▶ DIRECTION
Your task is to tally the lines of the listing containing the word "index" and report the figure alone.

▶ DATASET CONTENT
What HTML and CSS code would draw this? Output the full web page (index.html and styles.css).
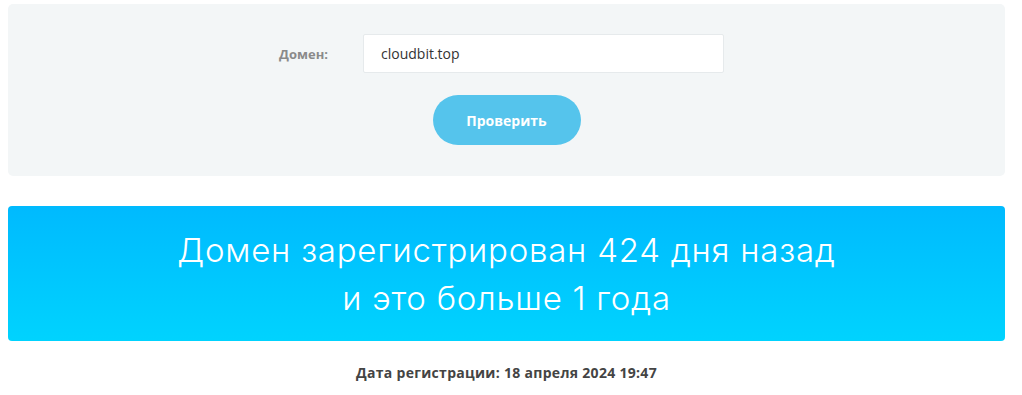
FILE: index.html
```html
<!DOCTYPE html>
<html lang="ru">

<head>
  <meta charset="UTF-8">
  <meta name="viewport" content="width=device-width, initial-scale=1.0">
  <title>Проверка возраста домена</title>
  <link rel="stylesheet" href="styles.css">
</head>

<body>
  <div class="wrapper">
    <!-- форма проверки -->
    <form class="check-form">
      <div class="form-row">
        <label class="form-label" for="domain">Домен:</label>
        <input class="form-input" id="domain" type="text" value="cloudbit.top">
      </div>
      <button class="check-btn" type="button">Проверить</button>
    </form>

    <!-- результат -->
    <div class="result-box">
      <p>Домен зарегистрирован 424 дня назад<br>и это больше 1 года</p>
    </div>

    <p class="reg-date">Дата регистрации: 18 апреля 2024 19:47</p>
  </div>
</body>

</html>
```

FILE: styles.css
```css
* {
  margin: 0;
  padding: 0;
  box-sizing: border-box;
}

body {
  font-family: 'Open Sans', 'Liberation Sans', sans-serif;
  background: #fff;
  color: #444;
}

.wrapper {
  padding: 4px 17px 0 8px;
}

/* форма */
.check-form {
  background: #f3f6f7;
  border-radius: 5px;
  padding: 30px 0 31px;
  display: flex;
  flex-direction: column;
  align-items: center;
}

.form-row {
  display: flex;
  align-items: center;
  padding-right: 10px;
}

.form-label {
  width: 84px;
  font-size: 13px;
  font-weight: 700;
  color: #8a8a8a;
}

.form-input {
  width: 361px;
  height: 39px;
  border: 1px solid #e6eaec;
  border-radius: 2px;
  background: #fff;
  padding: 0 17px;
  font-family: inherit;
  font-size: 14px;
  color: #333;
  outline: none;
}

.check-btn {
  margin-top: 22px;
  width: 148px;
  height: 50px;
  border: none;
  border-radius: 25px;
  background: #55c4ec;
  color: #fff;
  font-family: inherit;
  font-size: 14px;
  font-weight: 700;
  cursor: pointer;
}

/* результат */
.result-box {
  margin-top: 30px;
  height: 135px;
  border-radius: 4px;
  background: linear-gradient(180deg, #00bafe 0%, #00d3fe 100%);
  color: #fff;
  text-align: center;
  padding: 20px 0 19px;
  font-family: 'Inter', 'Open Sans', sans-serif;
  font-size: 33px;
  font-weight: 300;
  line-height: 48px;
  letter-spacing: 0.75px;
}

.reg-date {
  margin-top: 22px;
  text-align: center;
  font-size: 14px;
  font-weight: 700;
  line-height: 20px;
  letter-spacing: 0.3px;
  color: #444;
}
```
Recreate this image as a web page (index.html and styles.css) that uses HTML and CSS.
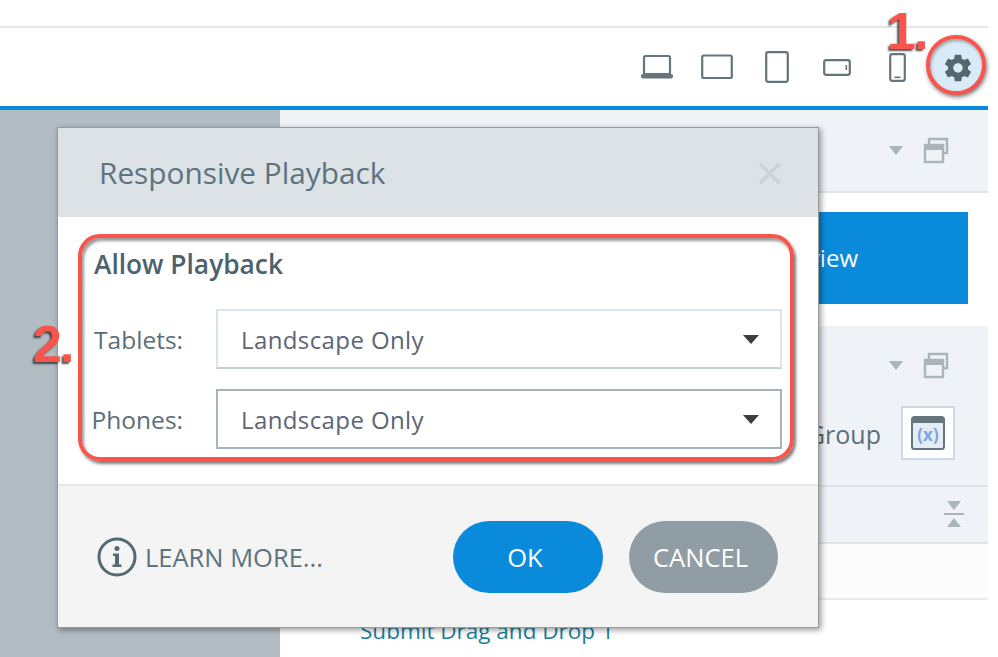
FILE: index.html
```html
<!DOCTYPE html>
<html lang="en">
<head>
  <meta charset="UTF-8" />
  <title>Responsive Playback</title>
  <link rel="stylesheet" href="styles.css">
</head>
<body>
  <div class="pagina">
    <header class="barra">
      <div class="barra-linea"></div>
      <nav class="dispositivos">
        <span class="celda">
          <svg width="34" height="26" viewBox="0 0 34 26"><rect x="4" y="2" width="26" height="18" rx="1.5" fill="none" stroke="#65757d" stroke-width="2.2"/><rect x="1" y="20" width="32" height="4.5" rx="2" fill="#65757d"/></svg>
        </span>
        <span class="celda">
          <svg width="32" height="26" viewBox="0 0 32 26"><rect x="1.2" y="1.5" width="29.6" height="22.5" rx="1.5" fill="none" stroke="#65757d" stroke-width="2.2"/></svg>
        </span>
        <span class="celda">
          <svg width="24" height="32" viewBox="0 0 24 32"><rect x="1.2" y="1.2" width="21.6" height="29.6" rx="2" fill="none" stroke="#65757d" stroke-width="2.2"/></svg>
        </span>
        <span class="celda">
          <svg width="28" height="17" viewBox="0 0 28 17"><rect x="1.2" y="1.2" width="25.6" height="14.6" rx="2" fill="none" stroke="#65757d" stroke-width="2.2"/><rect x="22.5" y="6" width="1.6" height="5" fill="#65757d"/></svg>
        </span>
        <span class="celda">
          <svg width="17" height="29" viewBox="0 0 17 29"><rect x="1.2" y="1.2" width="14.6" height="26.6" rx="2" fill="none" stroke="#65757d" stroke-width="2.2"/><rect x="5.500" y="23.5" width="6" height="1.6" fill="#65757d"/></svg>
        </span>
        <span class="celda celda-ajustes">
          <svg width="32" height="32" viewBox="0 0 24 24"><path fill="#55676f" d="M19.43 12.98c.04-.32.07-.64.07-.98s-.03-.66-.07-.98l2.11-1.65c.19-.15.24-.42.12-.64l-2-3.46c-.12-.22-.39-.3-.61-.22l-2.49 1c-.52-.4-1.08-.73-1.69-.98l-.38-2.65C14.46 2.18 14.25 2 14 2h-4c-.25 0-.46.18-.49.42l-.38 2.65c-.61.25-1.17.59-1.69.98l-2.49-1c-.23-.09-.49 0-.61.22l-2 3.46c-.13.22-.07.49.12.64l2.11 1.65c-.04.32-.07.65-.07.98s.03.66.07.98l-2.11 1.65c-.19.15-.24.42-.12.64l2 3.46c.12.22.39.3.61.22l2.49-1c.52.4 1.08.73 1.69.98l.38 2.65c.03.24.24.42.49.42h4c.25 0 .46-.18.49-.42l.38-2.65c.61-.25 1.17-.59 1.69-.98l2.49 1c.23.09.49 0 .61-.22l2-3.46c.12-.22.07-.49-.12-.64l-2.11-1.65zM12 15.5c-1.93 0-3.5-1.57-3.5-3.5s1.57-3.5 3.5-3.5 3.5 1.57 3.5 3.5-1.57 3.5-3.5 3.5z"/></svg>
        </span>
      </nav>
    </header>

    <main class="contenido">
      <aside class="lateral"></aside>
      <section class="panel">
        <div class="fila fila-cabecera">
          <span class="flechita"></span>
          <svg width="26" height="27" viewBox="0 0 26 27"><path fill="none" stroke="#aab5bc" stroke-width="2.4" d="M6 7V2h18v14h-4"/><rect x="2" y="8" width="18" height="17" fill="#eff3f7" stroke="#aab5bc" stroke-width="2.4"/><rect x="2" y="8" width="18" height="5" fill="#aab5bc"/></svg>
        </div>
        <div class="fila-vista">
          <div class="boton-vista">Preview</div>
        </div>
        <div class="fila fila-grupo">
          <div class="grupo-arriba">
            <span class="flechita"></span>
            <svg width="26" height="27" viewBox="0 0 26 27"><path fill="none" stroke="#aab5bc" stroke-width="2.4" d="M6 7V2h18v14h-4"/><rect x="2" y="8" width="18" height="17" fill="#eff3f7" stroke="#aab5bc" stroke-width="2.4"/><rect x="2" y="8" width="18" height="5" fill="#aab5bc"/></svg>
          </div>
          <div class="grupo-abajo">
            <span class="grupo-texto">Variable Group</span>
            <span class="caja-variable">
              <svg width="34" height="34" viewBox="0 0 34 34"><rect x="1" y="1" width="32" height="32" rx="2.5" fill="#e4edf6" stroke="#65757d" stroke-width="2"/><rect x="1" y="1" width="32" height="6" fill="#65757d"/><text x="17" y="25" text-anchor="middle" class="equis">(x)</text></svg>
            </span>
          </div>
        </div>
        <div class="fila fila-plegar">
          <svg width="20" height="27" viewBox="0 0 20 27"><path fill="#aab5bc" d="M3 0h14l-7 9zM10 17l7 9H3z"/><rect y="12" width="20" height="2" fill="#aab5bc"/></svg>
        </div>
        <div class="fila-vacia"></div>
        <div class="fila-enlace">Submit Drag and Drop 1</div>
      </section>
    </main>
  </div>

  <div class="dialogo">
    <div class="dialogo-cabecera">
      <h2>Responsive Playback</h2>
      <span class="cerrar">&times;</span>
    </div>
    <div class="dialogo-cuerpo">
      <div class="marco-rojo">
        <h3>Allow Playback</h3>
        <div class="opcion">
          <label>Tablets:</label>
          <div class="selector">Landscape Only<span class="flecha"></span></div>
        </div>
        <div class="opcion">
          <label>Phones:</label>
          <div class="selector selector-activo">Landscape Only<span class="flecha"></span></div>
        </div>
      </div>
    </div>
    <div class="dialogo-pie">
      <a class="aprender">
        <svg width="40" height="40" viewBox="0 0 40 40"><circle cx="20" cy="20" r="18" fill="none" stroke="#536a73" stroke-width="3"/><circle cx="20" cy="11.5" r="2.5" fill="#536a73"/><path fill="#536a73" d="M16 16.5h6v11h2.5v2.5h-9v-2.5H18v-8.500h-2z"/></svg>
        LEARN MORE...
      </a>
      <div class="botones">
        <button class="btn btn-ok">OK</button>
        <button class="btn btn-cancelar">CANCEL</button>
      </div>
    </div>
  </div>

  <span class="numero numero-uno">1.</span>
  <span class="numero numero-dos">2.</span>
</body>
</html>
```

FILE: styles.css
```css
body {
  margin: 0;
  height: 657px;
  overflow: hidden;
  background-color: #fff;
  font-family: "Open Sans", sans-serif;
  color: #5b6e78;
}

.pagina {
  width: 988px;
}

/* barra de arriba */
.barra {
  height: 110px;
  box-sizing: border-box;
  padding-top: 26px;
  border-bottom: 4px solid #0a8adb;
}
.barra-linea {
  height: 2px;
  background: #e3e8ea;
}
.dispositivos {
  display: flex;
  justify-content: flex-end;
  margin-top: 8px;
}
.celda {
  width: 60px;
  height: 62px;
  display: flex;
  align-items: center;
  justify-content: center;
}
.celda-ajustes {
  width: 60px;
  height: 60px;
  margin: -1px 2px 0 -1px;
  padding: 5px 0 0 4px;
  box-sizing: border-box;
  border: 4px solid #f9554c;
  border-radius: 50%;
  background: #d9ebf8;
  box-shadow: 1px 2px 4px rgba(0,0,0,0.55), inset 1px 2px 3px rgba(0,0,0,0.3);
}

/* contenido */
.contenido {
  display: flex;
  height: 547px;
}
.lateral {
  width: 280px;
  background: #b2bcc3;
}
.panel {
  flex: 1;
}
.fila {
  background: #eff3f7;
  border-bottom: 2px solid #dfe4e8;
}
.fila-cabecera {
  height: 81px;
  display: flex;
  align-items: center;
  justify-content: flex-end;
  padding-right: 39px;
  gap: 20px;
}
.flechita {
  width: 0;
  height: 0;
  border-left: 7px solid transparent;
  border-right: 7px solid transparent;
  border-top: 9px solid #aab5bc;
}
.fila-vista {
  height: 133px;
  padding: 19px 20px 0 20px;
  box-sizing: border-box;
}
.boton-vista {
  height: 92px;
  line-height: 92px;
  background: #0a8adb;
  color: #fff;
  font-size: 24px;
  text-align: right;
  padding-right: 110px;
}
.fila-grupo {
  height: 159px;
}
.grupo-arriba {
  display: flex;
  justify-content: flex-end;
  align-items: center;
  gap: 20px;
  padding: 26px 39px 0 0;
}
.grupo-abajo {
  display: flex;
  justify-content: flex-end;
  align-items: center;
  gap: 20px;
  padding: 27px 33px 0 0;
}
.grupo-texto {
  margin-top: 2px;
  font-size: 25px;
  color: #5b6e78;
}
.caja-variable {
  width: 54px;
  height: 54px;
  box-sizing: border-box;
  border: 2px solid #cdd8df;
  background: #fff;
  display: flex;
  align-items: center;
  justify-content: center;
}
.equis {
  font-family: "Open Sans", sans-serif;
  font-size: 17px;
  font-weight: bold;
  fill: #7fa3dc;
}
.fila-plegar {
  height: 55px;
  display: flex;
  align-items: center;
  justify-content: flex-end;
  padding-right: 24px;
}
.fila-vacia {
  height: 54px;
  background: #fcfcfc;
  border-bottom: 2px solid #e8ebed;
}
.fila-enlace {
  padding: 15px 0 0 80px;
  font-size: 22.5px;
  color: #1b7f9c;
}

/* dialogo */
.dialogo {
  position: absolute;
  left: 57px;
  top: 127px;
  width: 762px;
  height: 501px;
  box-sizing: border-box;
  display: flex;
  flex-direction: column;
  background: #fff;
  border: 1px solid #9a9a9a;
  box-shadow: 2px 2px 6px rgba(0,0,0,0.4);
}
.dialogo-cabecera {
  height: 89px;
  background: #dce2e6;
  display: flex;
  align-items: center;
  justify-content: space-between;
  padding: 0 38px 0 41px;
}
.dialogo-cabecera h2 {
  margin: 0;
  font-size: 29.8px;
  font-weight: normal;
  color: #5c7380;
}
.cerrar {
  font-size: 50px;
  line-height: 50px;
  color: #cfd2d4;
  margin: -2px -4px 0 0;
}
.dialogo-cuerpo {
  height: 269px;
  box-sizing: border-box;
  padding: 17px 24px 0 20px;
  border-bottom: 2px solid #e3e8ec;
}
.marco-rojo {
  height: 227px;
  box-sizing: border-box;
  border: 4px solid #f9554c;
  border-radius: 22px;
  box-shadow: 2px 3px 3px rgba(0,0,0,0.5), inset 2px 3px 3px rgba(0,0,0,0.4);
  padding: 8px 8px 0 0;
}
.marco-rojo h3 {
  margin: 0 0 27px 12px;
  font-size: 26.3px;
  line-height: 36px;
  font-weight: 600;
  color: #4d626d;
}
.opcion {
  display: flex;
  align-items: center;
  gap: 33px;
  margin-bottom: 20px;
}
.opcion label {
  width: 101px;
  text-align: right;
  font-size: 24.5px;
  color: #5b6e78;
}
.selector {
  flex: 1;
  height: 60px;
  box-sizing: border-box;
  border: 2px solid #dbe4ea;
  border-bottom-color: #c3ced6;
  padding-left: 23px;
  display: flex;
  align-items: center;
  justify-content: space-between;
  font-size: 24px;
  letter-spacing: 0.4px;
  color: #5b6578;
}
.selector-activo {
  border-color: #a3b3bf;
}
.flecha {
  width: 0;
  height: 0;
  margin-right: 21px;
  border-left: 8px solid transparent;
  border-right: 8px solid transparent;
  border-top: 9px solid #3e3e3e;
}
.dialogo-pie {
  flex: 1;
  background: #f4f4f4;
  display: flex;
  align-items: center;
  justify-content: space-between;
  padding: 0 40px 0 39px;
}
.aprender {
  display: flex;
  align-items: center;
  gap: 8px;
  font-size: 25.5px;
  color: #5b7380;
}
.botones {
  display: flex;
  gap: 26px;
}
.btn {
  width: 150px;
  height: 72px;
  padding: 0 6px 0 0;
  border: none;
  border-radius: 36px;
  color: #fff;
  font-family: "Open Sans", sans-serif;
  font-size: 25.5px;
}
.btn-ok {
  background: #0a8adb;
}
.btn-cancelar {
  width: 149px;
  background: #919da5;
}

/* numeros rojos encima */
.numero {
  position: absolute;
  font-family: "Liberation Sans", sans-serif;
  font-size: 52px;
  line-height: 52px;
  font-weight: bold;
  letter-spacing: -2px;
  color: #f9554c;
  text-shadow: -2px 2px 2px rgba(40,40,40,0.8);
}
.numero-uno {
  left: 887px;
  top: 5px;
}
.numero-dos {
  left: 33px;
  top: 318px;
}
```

▶ PROBLEM SOLUTION
4